If anything is "nonsense," it would be dismissing all other sermons as "nonsense" because of the use of the word "grateful." I'm surprised by Sproul on this one.

Well, I know this is technically off-topic, but thank you for allowing me to rant a bit. I'm just a bit stunned by the silliness of such "nonsense."

Gilbert said...

Frank,

I never thought of it on that level before! This is what my little faith has come up with:

1. They were so overwhelmed by joy and giddyness, they forgot to give thanks. And I, for one, take His grace and blessings too much for granted.

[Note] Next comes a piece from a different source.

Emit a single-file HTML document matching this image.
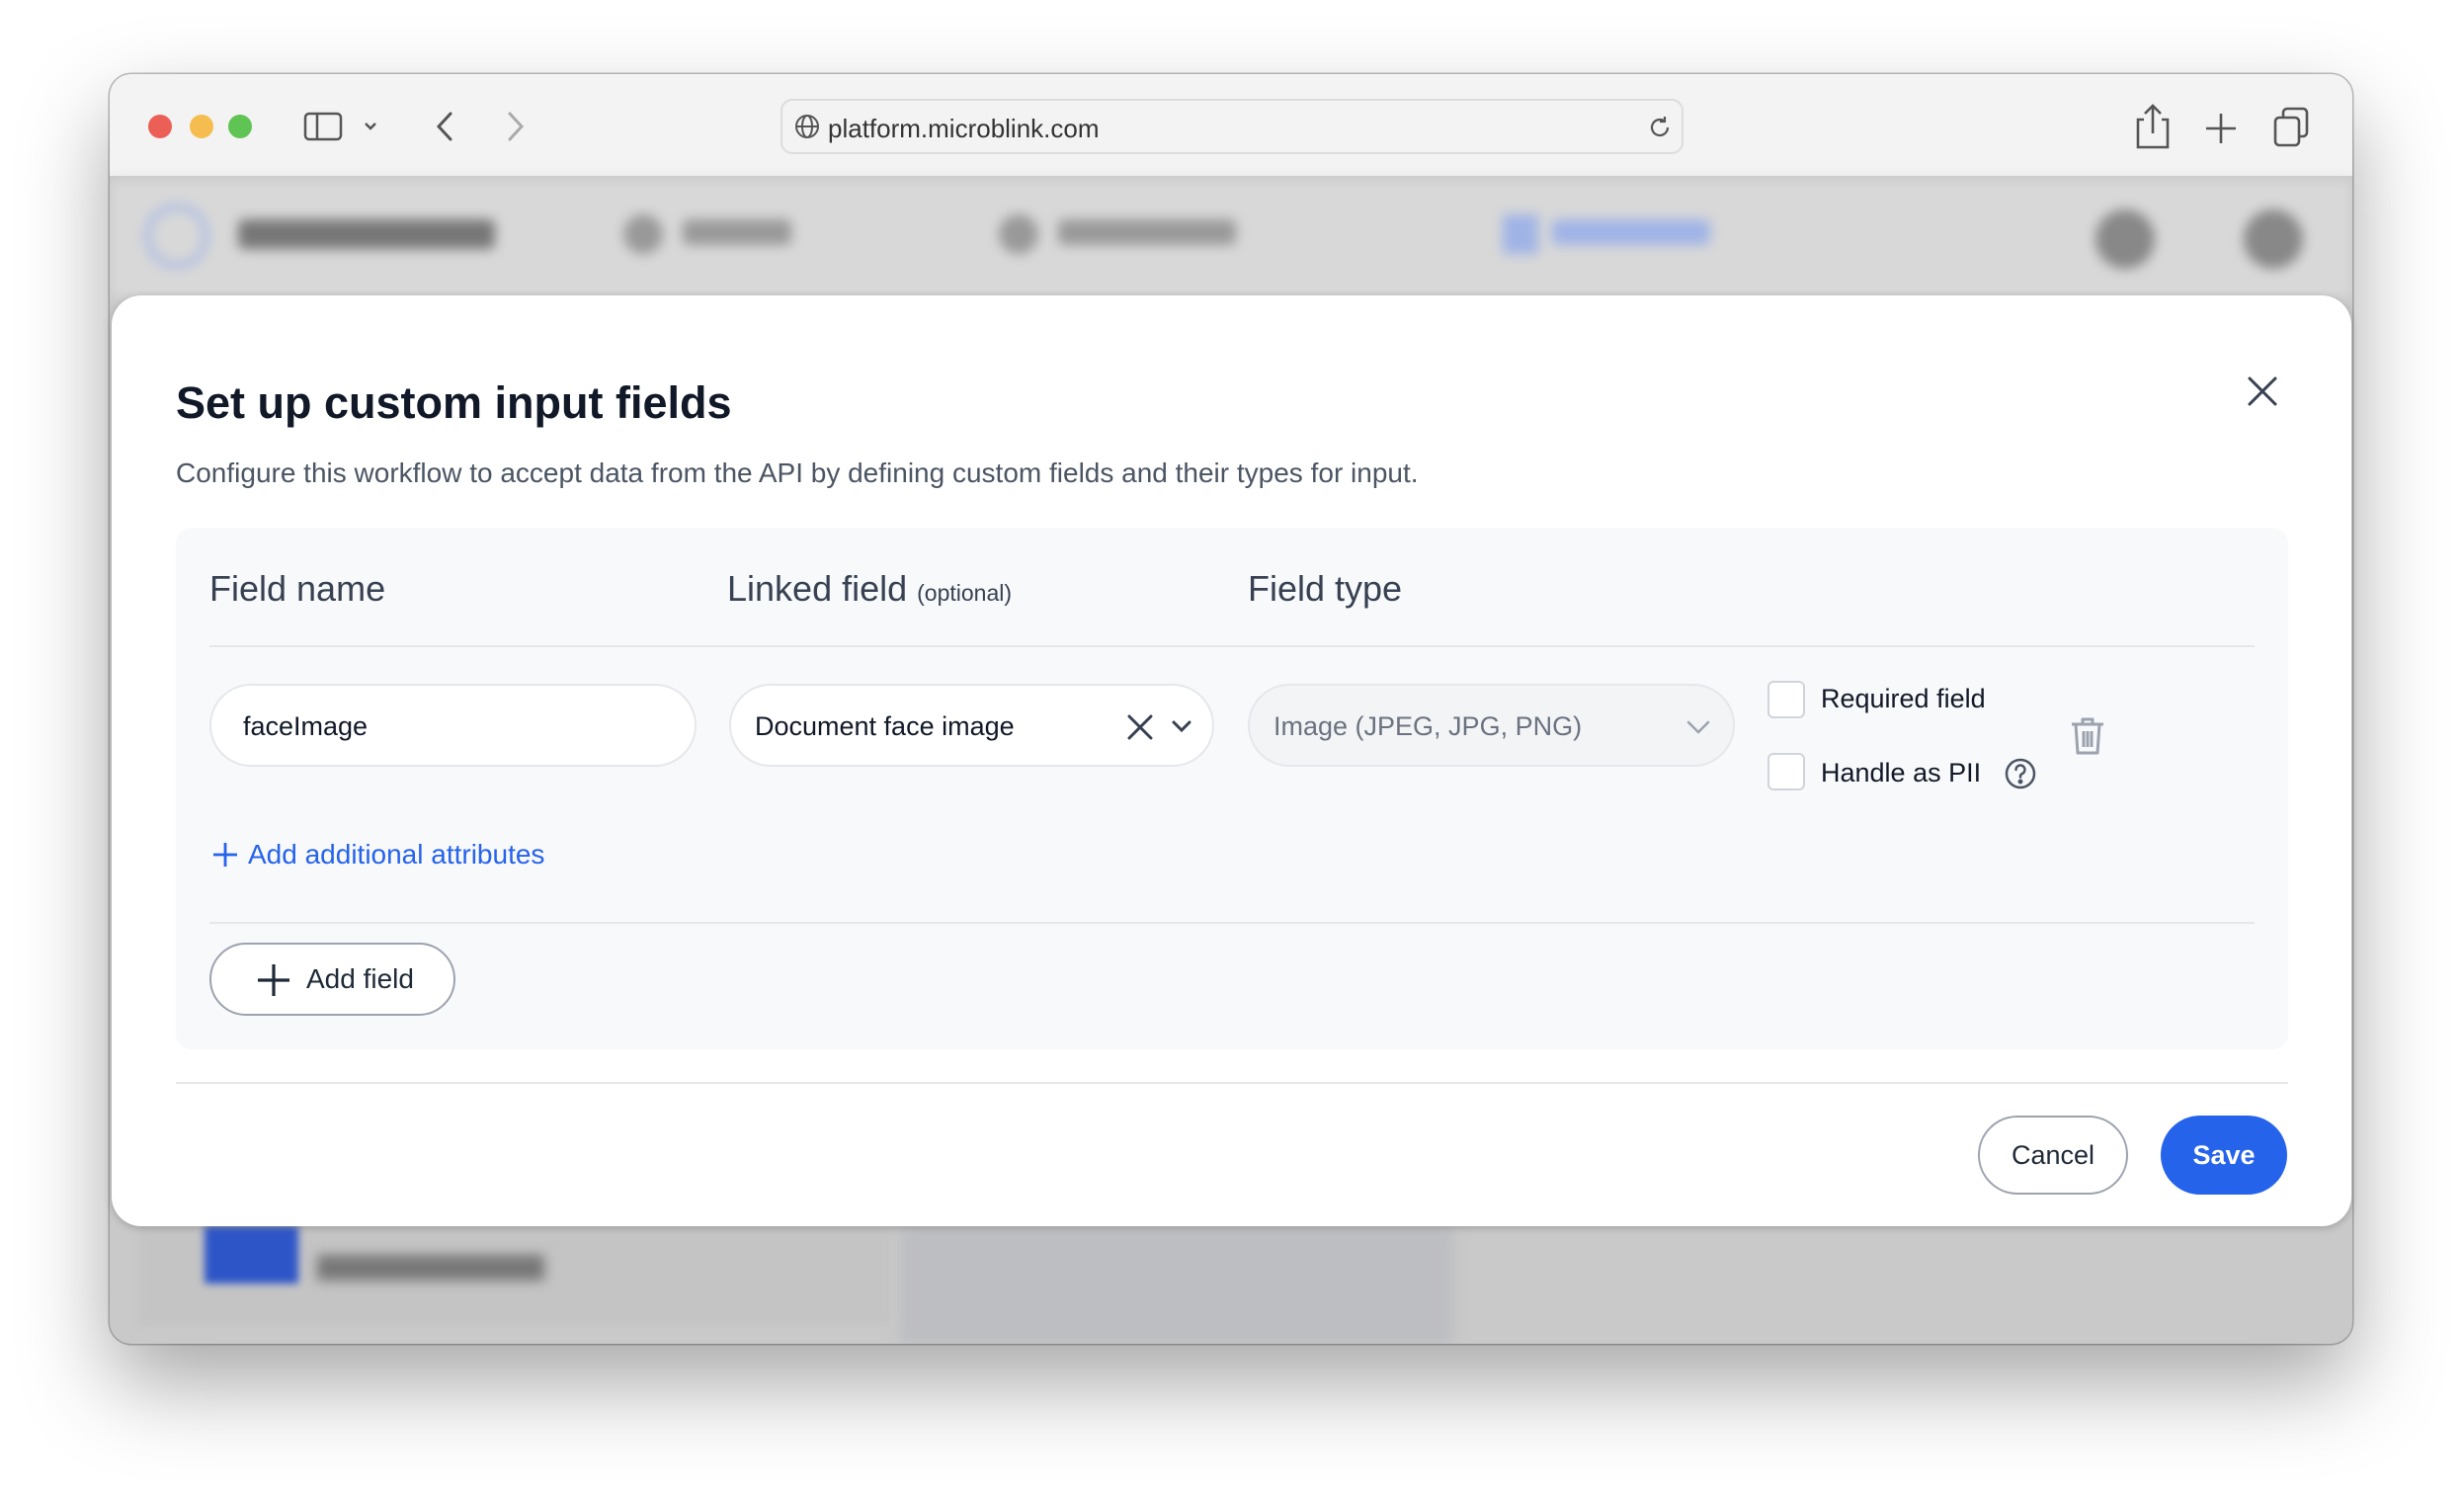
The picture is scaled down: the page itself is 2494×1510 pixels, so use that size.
<!DOCTYPE html>
<html><head><meta charset="utf-8"><style>
*{box-sizing:border-box;margin:0;padding:0}
body{width:2494px;height:1510px;background:#fff;font-family:"Liberation Sans",Arial,sans-serif;position:relative;overflow:hidden}
.win{position:absolute;left:111px;top:75px;width:2270px;height:1285px;border-radius:22px;overflow:hidden;box-shadow:0 40px 90px rgba(0,0,0,.35),0 0 0 1.5px rgba(0,0,0,.25);background:#c9c9ca}
.tb{position:absolute;left:0;top:0;width:100%;height:105px;background:#f3f3f3;border-bottom:2px solid #c9c9c9}
.dot{position:absolute;top:41px;width:24px;height:24px;border-radius:50%}
.url{position:absolute;left:679px;top:25px;width:914px;height:56px;border:2px solid #dcdcdc;border-radius:12px;background:#f3f3f3}
.url span{position:absolute;left:46px;top:13px;font-size:26px;color:#333}
.nav{position:absolute;left:0;top:107px;width:100%;height:120px;background:#d8d8d8;filter:blur(6px)}
.abs{position:absolute}
.modal{position:absolute;left:113px;top:299px;width:2267px;height:942px;background:#fff;border-radius:30px;box-shadow:0 2px 8px rgba(0,0,0,.2)}
.t{position:absolute;white-space:nowrap}
.inp{position:absolute;top:692px;height:84px;border:2px solid #e5e7eb;border-radius:42px;background:#fff;font-size:27px;color:#111827}
.inp span{position:absolute;left:32px;top:26px}
.cb{position:absolute;left:1789px;width:38px;height:38px;border:2px solid #d1d5db;border-radius:6px;background:#fff}
.btn{position:absolute;border-radius:40px;font-size:27px;text-align:center}
</style></head><body>
<div class="win">
 <div class="tb">
  <div class="dot" style="left:39px;background:#ec5f57"></div>
  <div class="dot" style="left:81px;background:#f5bd4f"></div>
  <div class="dot" style="left:120px;background:#5fc454"></div>
  <svg class="abs" style="left:196px;top:37px" width="80" height="32" viewBox="0 0 80 32" fill="none" stroke="#555" stroke-width="2.5"><rect x="2" y="3" width="36" height="26" rx="4"/><line x1="14" y1="3" x2="14" y2="29"/><path d="M63 13l5 5 5-5"/></svg>
  <svg class="abs" style="left:327px;top:36px" width="120" height="34" viewBox="0 0 120 34" fill="none" stroke-width="3" stroke-linecap="round"><path d="M18 4L6 17l12 13" stroke="#555"/><path d="M78 4l12 13-12 13" stroke="#aaa"/></svg>
  <div class="url">
   <svg class="abs" style="left:12px;top:13px" width="26" height="26" viewBox="0 0 26 26" fill="none" stroke="#555" stroke-width="2"><circle cx="13" cy="13" r="11"/><ellipse cx="13" cy="13" rx="5" ry="11"/><line x1="2" y1="13" x2="24" y2="13"/></svg>
   <span>platform.microblink.com</span>
   <svg class="abs" style="left:874px;top:13px" width="28" height="28" viewBox="0 0 28 28" fill="none" stroke="#555" stroke-width="2.2"><path d="M22 14a8 8 0 1 1-3-6.2"/><path d="M19 3v5h-5"/></svg>
  </div>
  <svg class="abs" style="left:2050px;top:28px" width="180" height="50" viewBox="0 0 180 50" fill="none" stroke="#555" stroke-width="2.6"><path d="M9 18H3v28h30V18h-6M18 4v28M10 12l8-8 8 8"/><path d="M87 12v30M72 27h30"/><rect x="142" y="16" width="24" height="28" rx="4"/><path d="M150 16v-5a4 4 0 0 1 4-4h16a4 4 0 0 1 4 4v20a4 4 0 0 1-4 4h-4"/></svg>
 </div>
 <div class="nav">
  <div class="abs" style="left:36px;top:25px;width:64px;height:64px;border-radius:50%;border:5px solid #9fb3e6"></div>
  <div class="abs" style="left:130px;top:40px;width:260px;height:30px;background:#777;border-radius:6px"></div>
  <div class="abs" style="left:520px;top:35px;width:40px;height:40px;border-radius:50%;background:#999"></div>
  <div class="abs" style="left:580px;top:40px;width:110px;height:26px;background:#999;border-radius:6px"></div>
  <div class="abs" style="left:900px;top:35px;width:40px;height:40px;border-radius:50%;background:#999"></div>
  <div class="abs" style="left:960px;top:40px;width:180px;height:26px;background:#999;border-radius:6px"></div>
  <div class="abs" style="left:1410px;top:35px;width:36px;height:40px;background:#9fb3e6"></div>
  <div class="abs" style="left:1460px;top:40px;width:160px;height:26px;background:#9fb3e6;border-radius:6px"></div>
  <div class="abs" style="left:2010px;top:30px;width:60px;height:60px;border-radius:50%;background:#888"></div>
  <div class="abs" style="left:2160px;top:30px;width:60px;height:60px;border-radius:50%;background:#888"></div>
 </div>
 <div class="abs" style="left:30px;top:1166px;width:760px;height:100px;background:#c4c4c4;filter:blur(4px)"></div>
 <div class="abs" style="left:96px;top:1166px;width:95px;height:58px;background:#2d55c8;filter:blur(4px)"></div>
 <div class="abs" style="left:210px;top:1195px;width:230px;height:26px;background:#777;filter:blur(6px)"></div>
 <div class="abs" style="left:800px;top:1166px;width:560px;height:119px;background:#bdbec1;filter:blur(6px)"></div>
</div>

<div class="modal"></div>
<div class="t" style="left:178px;top:382px;font-size:45px;font-weight:bold;color:#111827">Set up custom input fields</div>
<div class="t" style="left:178px;top:463px;font-size:28px;color:#4b5563">Configure this workflow to accept data from the API by defining custom fields and their types for input.</div>
<svg class="abs" style="left:2274px;top:380px" width="32" height="32" viewBox="0 0 32 32" stroke="#374151" stroke-width="3" stroke-linecap="round"><path d="M3 3l26 26M29 3L3 29"/></svg>

<div class="abs" style="left:178px;top:534px;width:2138px;height:528px;background:#f8f9fb;border-radius:16px"></div>
<div class="t" style="left:212px;top:575px;font-size:36px;color:#374151">Field name</div>
<div class="t" style="left:736px;top:575px;font-size:36px;color:#374151">Linked field <span style="font-size:23px">(optional)</span></div>
<div class="t" style="left:1263px;top:575px;font-size:36px;color:#374151">Field type</div>
<div class="abs" style="left:212px;top:653px;width:2070px;height:2px;background:#e5e7eb"></div>

<div class="inp" style="left:212px;width:493px"><span>faceImage</span></div>
<div class="inp" style="left:738px;width:491px"><span style="left:24px">Document face image</span>
 <svg class="abs" style="left:400px;top:28px" width="70" height="28" viewBox="0 0 70 28" fill="none" stroke="#374151" stroke-width="3" stroke-linecap="round"><path d="M3 3l22 22M25 3L3 25M48 9l8 8 8-8"/></svg></div>
<div class="inp" style="left:1263px;width:493px;background:#f3f4f6"><span style="left:24px;color:#6b7280">Image (JPEG, JPG, PNG)</span>
 <svg class="abs" style="left:440px;top:32px" width="28" height="20" viewBox="0 0 28 20" fill="none" stroke="#9ca3af" stroke-width="2.5" stroke-linecap="round"><path d="M4 5l10 10 10-10"/></svg></div>

<div class="cb" style="top:689px"></div>
<div class="t" style="left:1843px;top:692px;font-size:27px;color:#111827">Required field</div>
<div class="cb" style="top:762px"></div>
<div class="t" style="left:1843px;top:767px;font-size:27px;color:#111827">Handle as PII</div>
<svg class="abs" style="left:2028px;top:766px" width="34" height="34" viewBox="0 0 34 34" fill="none" stroke="#4b5563" stroke-width="2.5"><circle cx="17" cy="17" r="14"/><path d="M12.5 13a4.5 4.5 0 1 1 6 4.2c-1 .5-1.5 1.3-1.5 2.3v1" stroke-linecap="round"/><circle cx="17" cy="25" r="1.2" fill="#4b5563"/></svg>
<svg class="abs" style="left:2094px;top:724px" width="38" height="42" viewBox="0 0 38 42" fill="none" stroke="#9ca3af" stroke-width="3" stroke-linejoin="round"><path d="M3 9h32M14 9V4h10v5M7 9l2 29h20l2-29M15 16v16M19 16v16M23 16v16"/></svg>

<svg class="abs" style="left:215px;top:852px" width="26" height="26" viewBox="0 0 26 26" stroke="#2563eb" stroke-width="2.8"><path d="M13 1v24M1 13h24"/></svg>
<div class="t" style="left:251px;top:849px;font-size:28px;color:#2563eb">Add additional attributes</div>
<div class="abs" style="left:212px;top:933px;width:2070px;height:2px;background:#e5e7eb"></div>

<div class="btn" style="left:212px;top:954px;width:249px;height:74px;border:2px solid #9ca3af;background:#fff"></div>
<svg class="abs" style="left:260px;top:975px" width="34" height="34" viewBox="0 0 34 34" stroke="#1f2937" stroke-width="3.2"><path d="M17 1v32M1 17h32"/></svg>
<div class="t" style="left:310px;top:975px;font-size:28px;color:#1f2937">Add field</div>

<div class="abs" style="left:178px;top:1095px;width:2138px;height:2px;background:#e5e7eb"></div>
<div class="btn" style="left:2002px;top:1129px;width:152px;height:80px;border:2px solid #9ca3af;background:#fff;line-height:76px;color:#1f2937">Cancel</div>
<div class="btn" style="left:2187px;top:1129px;width:128px;height:80px;background:#2563eb;line-height:80px;color:#fff;font-weight:bold">Save</div>
</body></html>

2. They think wow...who has cleaned me? They are too scared to come back, fearing him. Jesus healed them physically...but the Spirit wasn't given to them, so...they were changed physically, but their hearts weren't necessarily changed.

3. They were told to go to the priests and tell them.

4. Hey, He knows I am grateful!

Then I asked myself "What is the importance of the Bible specifically singling out this one event of a lack of gratitude and thanksgiving?". Jesus healed quite a few sick people. Were all of them grateful and full of thanks except for these particular lepers? I couldn't come up with one great answer.

So, I assert that this cries out for a blog post from someone wiser than myself on this issue. Anyone?

And for the video people who understand this: who said "Ready Solameanie satire...take satire" today? :-) Very funny and sad at the same time!

The Space68Cowboy said...

Interesting post...

DJP said...

As I close the meta:

Dr Fin, your observation is completely off-base. It would make as much sense as my focusing on your mentioning eucharistos, when that word never occurs in the passage. The error you commit is one the etymological fallacy, focusing on word-origin over usage.

Read the passage, and particularly the part Sproul quotes at the end, and you see that Jesus' point is exactly Sproul's point: whether or not the lepers feel gratitude is not the issue. The issue is whether or not they express gratitude. And only the despised Samaritan does.

Thus the application to Thanksgiving, which is being forcibly morphed into Turkey Day. It is an occasion on which Americans should express gratitude to God.